The music of boredom
How music can help make some space in our heads for creative thinking
I can vividly remember one particular afternoon as a kid lying in our backyard, plucking blades of grass and weaving them together, poking my finger in the dirt, staring up at the clouds with my eyes half-closed to see if they’d turn into something more interesting, and generally feeling very, very bored.
It was a week or so before Christmas in the long Australian summer holidays. This was a time that, in the days before Christmas, seemed to stretch into eternity and afterwards was but the blink of an eye.
As a kid, of course, my appreciation for this state of affairs was at zero. But now, looking back, I can appreciate that boredom was quietly, albeit very boringly, doing its job. It was giving my brain the space and the chance to wander, to connect dots that hadn’t been connected before and to daydream.
Neuroscientists have found that when we’re bored or daydreaming, a part of the brain called the default mode network switches on. It’s linked to imagination and creative thinking, and is really your brain’s way of quietly connecting ideas when you’re not even trying.
Because those clouds didn’t turn into sheep and elephants all by themselves, I’ll have you know.

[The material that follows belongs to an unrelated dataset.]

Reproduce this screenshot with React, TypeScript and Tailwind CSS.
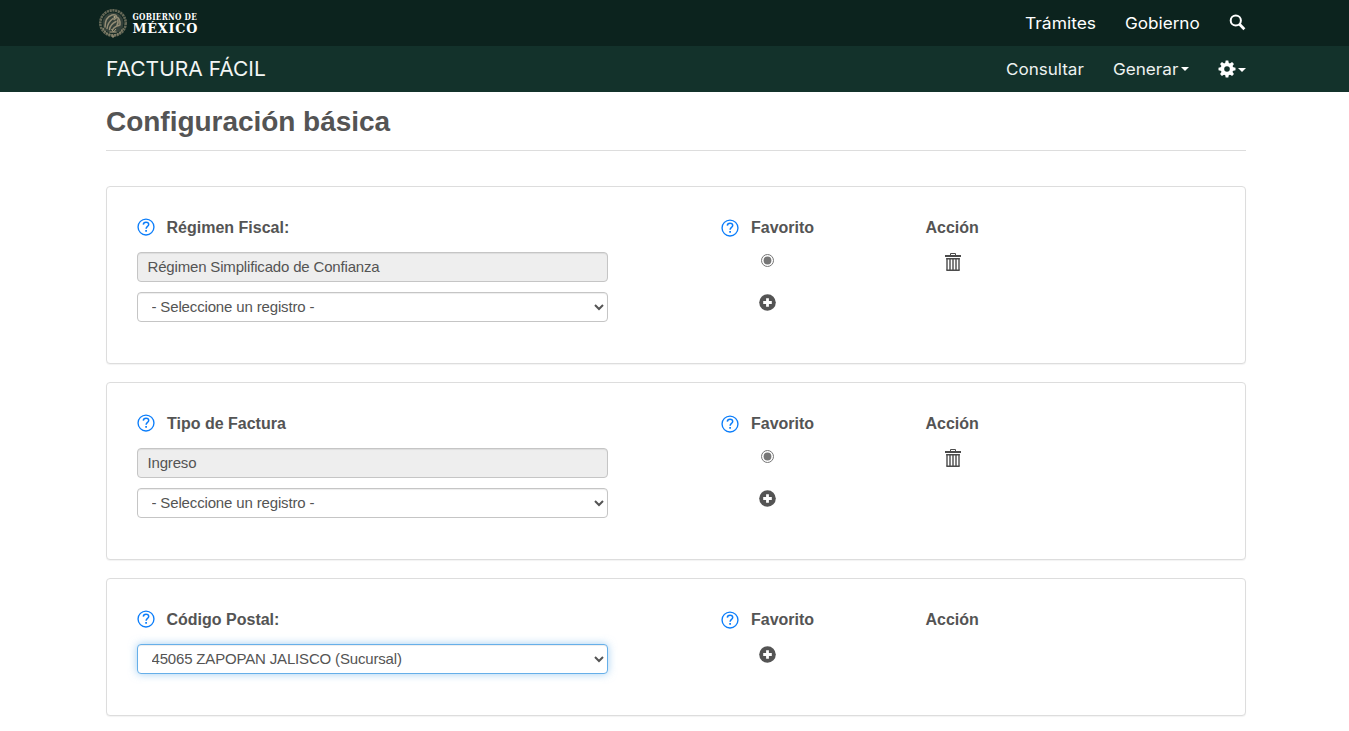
import React from "react";

const Emblem = () => (
  <svg width="29" height="31" viewBox="0 0 29 31" fill="none" className="block shrink-0">
    <circle cx="14" cy="15" r="12.7" stroke="#8d8871" strokeWidth="2.6" strokeDasharray="2.2 0.6" opacity="0.7" />
    <circle cx="14" cy="15" r="10.6" fill="#34413a" />
    <path d="M6 19c0-6 2.500-10.500 7-12 3-.8 5 .6 4.500 2.400-.3 1.100-1.800 1.300-2.500 2.100M8 20.500c.6-4.500 2.500-7.500 6-10M10.500 21.500c.4-3.500 2.500-6 6.500-8M13.500 22c1.500-3 3.500-4 6.500-4.500M17 8.500c3 1.500 4.500 4.500 4 8.500M18.500 12c1 2 .8 3.500-.5 5" stroke="#948d75" strokeWidth="1.500" strokeLinecap="round" />
    <path d="M4 20c1.500 4 5 7 10 7s8.500-3 10-7" stroke="#827f69" strokeWidth="1.800" strokeDasharray="2 .8" />
    <path d="M10.500 24h7M12.500 21l2 3 2.500-3" stroke="#a29a7c" strokeWidth="1" />
    <circle cx="15.500" cy="9" r="1" fill="#b7ae8e" />
    <circle cx="14" cy="28.500" r="1.200" fill="#8d8871" />
  </svg>
);

const Logo = () => (
  <div className="flex items-center">
    <Emblem />
    <svg width="76" height="40" viewBox="0 -5 76 40" className="block overflow-visible" fill="#fff" fontFamily="'DejaVu Serif', serif" fontWeight="700">
      <text x="4.500" y="11.800" fontSize="8.400" letterSpacing="0.300" textLength="64.500" lengthAdjust="spacingAndGlyphs">GOBIERNO DE</text>
      <text x="4.500" y="25.300" fontSize="13.500" letterSpacing="0.800" textLength="65.500" lengthAdjust="spacingAndGlyphs">MÉXICO</text>
    </svg>
  </div>
);

const Search = () => (
  <svg width="17" height="17" viewBox="0 0 17 17" fill="none" stroke="#fff" className="block">
    <circle cx="6.800" cy="6.500" r="5.100" strokeWidth="2" />
    <path d="M10.500 10.300L15.400 15.200" strokeWidth="2.800" />
  </svg>
);

const Gear = () => (
  <svg width="18" height="18" viewBox="-9 -9 18 18" className="block">
    <g fill="#fff">
      {[0, 45, 90, 135].map((a) => (
        <path key={a} d="M-1.900 -5.500L-1.300 -8.500H1.300L1.900 -5.500V5.500L1.300 8.500H-1.300L-1.900 5.500Z" transform={`rotate(${a})`} />
      ))}
      <circle r="6.300" />
    </g>
    <circle r="2.800" fill="#13322b" />
  </svg>
);

const Caret = () => (
  <span className="block h-0 w-0 border-x-4 border-t-4 border-x-transparent border-t-white" />
);

const Help = () => (
  <svg width="18" height="18" viewBox="0 0 18 18" fill="none" stroke="#0b7dfa" className="block shrink-0">
    <circle cx="9" cy="9" r="7.950" strokeWidth="1.350" />
    <path d="M6.300 6.600C6.400 4.900 7.500 4.200 9 4.200c1.600 0 2.700.8 2.700 2.200 0 2-2.600 2-2.600 4.300" strokeWidth="1.500" />
    <path d="M9.100 12v1.700" strokeWidth="1.700" />
  </svg>
);

const Plus = () => (
  <svg width="17" height="17" viewBox="0 0 17 17" className="block">
    <circle cx="8.500" cy="8.500" r="8.300" fill="#545454" />
    <path d="M8.500 4.200v8.600M4.200 8.500h8.600" stroke="#fff" strokeWidth="2.800" />
  </svg>
);

const Trash = () => (
  <svg width="16" height="18" viewBox="0 0 16 18" fill="none" stroke="#4b4b4b" className="block">
    <path d="M5.500 2.500v-2h5v2" strokeWidth="1" />
    <path d="M0 3h16" strokeWidth="2" />
    <path d="M2 5v12M14 5v12" strokeWidth="1.400" />
    <path d="M1.300 5.700h13.400M1.300 17.200h13.400" strokeWidth="1.500" />
    <path d="M5 6v11M8 6v11M11 6v11" strokeWidth="1.400" />
  </svg>
);

const Radio = () => (
  <svg width="13" height="13" viewBox="0 0 13 13" className="block">
    <circle cx="6.500" cy="6.500" r="6" fill="#fff" stroke="#767676" />
    <circle cx="6.500" cy="6.500" r="3.900" fill="#767676" />
  </svg>
);

type CardProps = {
  label: string;
  value?: string;
  option: string;
  focused?: boolean;
  labelGap?: string;
  optionSpacing?: string;
};

function Card({ label, value, option, focused = false, labelGap = "gap-[11.500px]", optionSpacing = "tracking-[-0.150px]" }: CardProps) {
  return (
    <section className={`flex rounded-[4px] border border-[#ddd] bg-white px-[30px] pt-[30px] shadow-[0_1px_1px_rgba(0,0,0,0.05)] ${value ? "h-[178px]" : "h-[138px]"}`}>
      <div className="w-[471px]">
        <div className={`flex h-5 items-center ${labelGap}`}>
          <Help />
          <span className="pt-[2px] text-[16px] font-bold leading-5">{label}</span>
        </div>
        <div className="mt-[15px] flex flex-col gap-[10px]">
          {value && (
            <div className="h-[30px] rounded-[4px] border border-[#c5c5c5] bg-[#eee] px-[9.500px] text-[15px] leading-7 tracking-[-0.170px] shadow-[inset_0_1px_1px_rgba(0,0,0,0.075)]">
              {value}
            </div>
          )}
          <select
            className={`h-[30px] w-full rounded-[4px] border bg-white pl-[9.500px] pr-[9px] pb-[2px] text-[15px] text-[#545454] outline-none ${optionSpacing} ${
              focused
                ? "border-[#66afe9] shadow-[inset_0_1px_1px_rgba(0,0,0,0.075),0_0_8px_rgba(102,175,233,0.6)]"
                : "border-[#c5c5c5] shadow-[inset_0_1px_1px_rgba(0,0,0,0.075)]"
            }`}
          >
            <option>{option}</option>
          </select>
        </div>
      </div>
      <div className="ml-[113px] w-[204.500px]">
        <div className="flex h-5 items-center gap-3">
          <div className="pt-[2px]"><Help /></div>
          <span className="pt-[2px] text-[16px] font-bold leading-5">Favorito</span>
        </div>
        <div className="flex w-[93px] flex-col items-center">
          {value && <div className="mt-[17px] h-[23px]"><Radio /></div>}
          <div className="mt-[17px]"><Plus /></div>
        </div>
      </div>
      <div>
        <div className="pt-px text-[16px] font-bold leading-5">Acción</div>
        {value && <div className="mt-[15px] flex justify-center pl-[2px]"><Trash /></div>}
      </div>
    </section>
  );
}

export default function App() {
  return (
    <div className="h-[731px] w-[1349px] overflow-hidden bg-white font-['Liberation_Sans',Arial,sans-serif] text-[#545454]">
      <header className="font-[Inter,sans-serif] text-white">
        <div className="flex h-[46px] items-center justify-between bg-[#0c231e] pl-[99px] pr-[103px]">
          <Logo />
          <nav className="flex items-center text-[16px]">
            <a className="w-[100px] origin-left scale-x-[1.090]">Trámites</a>
            <a className="w-[104px] origin-left scale-x-[1.070]">Gobierno</a>
            <div className="-mt-[2px]"><Search /></div>
          </nav>
        </div>
        <div className="flex h-[46px] items-center justify-between bg-[#13322b] pl-[105.500px] pr-[103px]">
          <div className="-mt-px origin-left scale-x-[1.050] text-[20px] text-[#f2f5f4]">FACTURA FÁCIL</div>
          <nav className="flex items-center text-[16px] text-[#eef2f1]">
            <a className="w-[107px] origin-left scale-x-[1.065]">Consultar</a>
            <div className="flex w-[105px] items-center">
              <a className="w-[68px] origin-left scale-x-[1.070]">Generar</a>
              <Caret />
            </div>
            <div className="flex items-center gap-[2px]"><Gear /><div className="pt-px"><Caret /></div></div>
          </nav>
        </div>
      </header>
      <main className="ml-[106px] w-[1140px]">
        <div className="h-[59px] border-b border-[#ddd] pt-[13px]">
          <h1 className="text-[28px] font-bold leading-[34px] tracking-[-0.030px]">Configuración básica</h1>
        </div>
        <div className="mt-[35px] flex flex-col gap-[18px]">
          <Card label="Régimen Fiscal:" value="Régimen Simplificado de Confianza" option="- Seleccione un registro -" />
          <Card label="Tipo de Factura" value="Ingreso" option="- Seleccione un registro -" labelGap="gap-3" />
          <Card label="Código Postal:" option="45065 ZAPOPAN JALISCO (Sucursal)" focused optionSpacing="tracking-[-0.170px]" />
        </div>
      </main>
    </div>
  );
}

More than one kind of boredom
These days, we’re not bored very often, at least, not in the sense of having absolutely nothing to do. Not when there’s always something within reach to entertain us.
But then, weirdly, boredom doesn’t always come from having nothing to do. Sometimes it comes from having too much to choose from.
A hundred tabs open, playlists full of songs, so many recommendations for what to watch next. This isn’t an absence of stimulation but an overload instead, a more dangerous kind of boredom because we’re so full to the brim, so overwhelmed by the noise, there’s no space for anything else to happen, let alone for our brains to wander and those dots to connect.
And it’s incredibly frustrating.
It leaves me feeling restless, craving something to distract me but unable to choose what that something might be because there is just too much to choose from, too much external noise.
Making a decision when I feel like this is like trying to hear a whisper in a crowded room.
Using music to lead us back to ourselves
When this happens, we need a way to turn down the volume and music can be the perfect vehicle for doing just that.
Put on a song or a piece of music you know well and just listen, really listen.
You don’t have to do anything else but follow the sound like a thread leading you out of that tangle of overstimulation. This quiet focus can be enough to reset your mind and create a little of that space your brain loves so much.
It’s the power of one song to quiet our minds and become the equivalent of staring at the clouds.
For more on all things creativity, visit The Creativity Helm, helping you navigate your creativity step-by-step 💡



Your description of lying in the backyard as a kid, feeling bored, is so vivid and relatable! It really made me think about how rare that pure, open-ended boredom is now. You've hit on something as I sit waiting in a restaurant while on my phone. When do we give space for imagination? the modern "overload boredom." It's so true that when there's too much external noise, there's no room for our own thoughts to surface. I'm going to keep your idea of using music to quiet my soul in mind, it's such a simple yet powerful solution.